Parce que ces révolutions sont continues, rapides, diverses et même mutantes, nous sommes confrontés à une forme de persistance cognitive et paradigmatique (comme on parlerait de persistance rétinienne) qui nous font voir des « objets », des « concepts », des « modèles » à des endroits où ils ne sont plus, parce qu’ils sont passés plus loin ou ailleurs. La vitesse, c’est bien connu, génère une forme d’ébriété, qui nous fait à la fois perdre nos repères et nous remplit d’une joie démiurgique. Il y a donc une forme d’illusion de puissance, et même de maîtrise, chez beaucoup, si ce n’est la plupart des avocats de la nouvelle cause NBIC. Parce que nous sommes excités par les réalisations et plus encore par les perspectives, nous n’y voyons que des accomplissements et jamais des défaites ou des pièges. Pire, nous pensons construire des paradigmes, des théories, des modèles, des pratiques qui en permettent à la fois l’émergence et le développement maitrisé, et ce dans toutes les dimensions de la société humaine : philosophique, idéologique, culturelle, politique, éthique et sociale.

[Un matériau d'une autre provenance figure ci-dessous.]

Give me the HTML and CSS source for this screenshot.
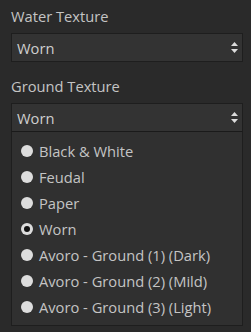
FILE: index.html
```html
<!DOCTYPE html>
<html lang="en">
<head>
  <meta charset="UTF-8" />
  <title>Texture settings</title>
  <link rel="stylesheet" href="styles.css">
</head>
<body>
  <div class="field">
    <label>Water Texture</label>
    <div class="select">
      <span>Worn</span>
      <svg class="arrows" width="7" height="11" viewBox="0 0 7 11"><path d="M3.5 0 L7 4 L0 4 Z M0 7 L7 7 L3.5 11 Z" fill="#ddd"/></svg>
    </div>
  </div>

  <div class="field">
    <label>Ground Texture</label>
    <div class="select open">
      <span>Worn</span>
      <svg class="arrows" width="7" height="11" viewBox="0 0 7 11"><path d="M3.5 0 L7 4 L0 4 Z M0 7 L7 7 L3.5 11 Z" fill="#ddd"/></svg>
    </div>
    <ul class="options">
      <li><i class="radio"></i>Black &amp; White</li>
      <li><i class="radio"></i>Feudal</li>
      <li><i class="radio"></i>Paper</li>
      <li><i class="radio checked"></i>Worn</li>
      <li><i class="radio"></i>Avoro - Ground (1) (Dark)</li>
      <li><i class="radio"></i>Avoro - Ground (2) (Mild)</li>
      <li><i class="radio"></i>Avoro - Ground (3) (Light)</li>
    </ul>
  </div>
</body>
</html>
```

FILE: styles.css
```css
body {
  margin: 0;
  padding: 5px 8px 0 11px;
  background: #2a2a2a;
  font-family: "Open Sans", sans-serif;
  font-size: 14.7px;
  color: #c4c4c4;
}
.field {
  margin-bottom: 13px;
}
.field label {
  display: block;
  line-height: 22px;
  margin-bottom: 6px;
}
.select {
  display: flex;
  align-items: center;
  justify-content: space-between;
  height: 27px;
  padding: 0 4px 0 5px;
  background: #333;
  border: 1px solid #1e1e1e;
  color: #cfcfcf;
}
.select.open {
  border-bottom-color: #1a1a1a;
}
.options {
  list-style: none;
  margin: 0;
  padding: 6px 0 5px;
  background: #303030;
  border: 1px solid #1e1e1e;
  border-top: none;
}
.options li {
  display: flex;
  align-items: center;
  height: 26px;
  padding-left: 9px;
}
.radio {
  width: 12px;
  height: 12px;
  margin-right: 6px;
  border-radius: 50%;
  background: #ddd;
  display: flex;
  align-items: center;
  justify-content: center;
}
.radio.checked::after {
  content: "";
  width: 6px;
  height: 6px;
  border-radius: 50%;
  background: #111;
}
```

Nous balbutions pourtant. Nous n’en sommes qu’à tracer les premiers bâtons de la première lettre d’un nouvel alphabet, et pour autant, nous croyons déjà écrire « À la recherche du temps perdu ». Nous avons donc la responsabilité de penser avec audace et humilité à la fois, ces révolutions en cours et pour cela, nous ne devons pas céder à ces ivresses numériques que je décris et dénonce depuis quelques années déjà.

Si une Refondation est nécessaire, c’est bien celle des Refondateurs !

C’est parce qu’il nous faut penser, intensément et dans la longueur, cette révolution civilisationnelle, c’est parce qu’il nous faut être à la hauteur des immenses défis comme des immenses promesses qu’elle porte, c’est parce qu’elle est tout sauf simple, mais bien la Mère de toutes les complexités, que ceux qui se veulent justement les penseurs de cette révolution doivent ne pas céder à l’ivresse qu’elle induit et se positionner comme des refondateurs permanents de leur propre pensée.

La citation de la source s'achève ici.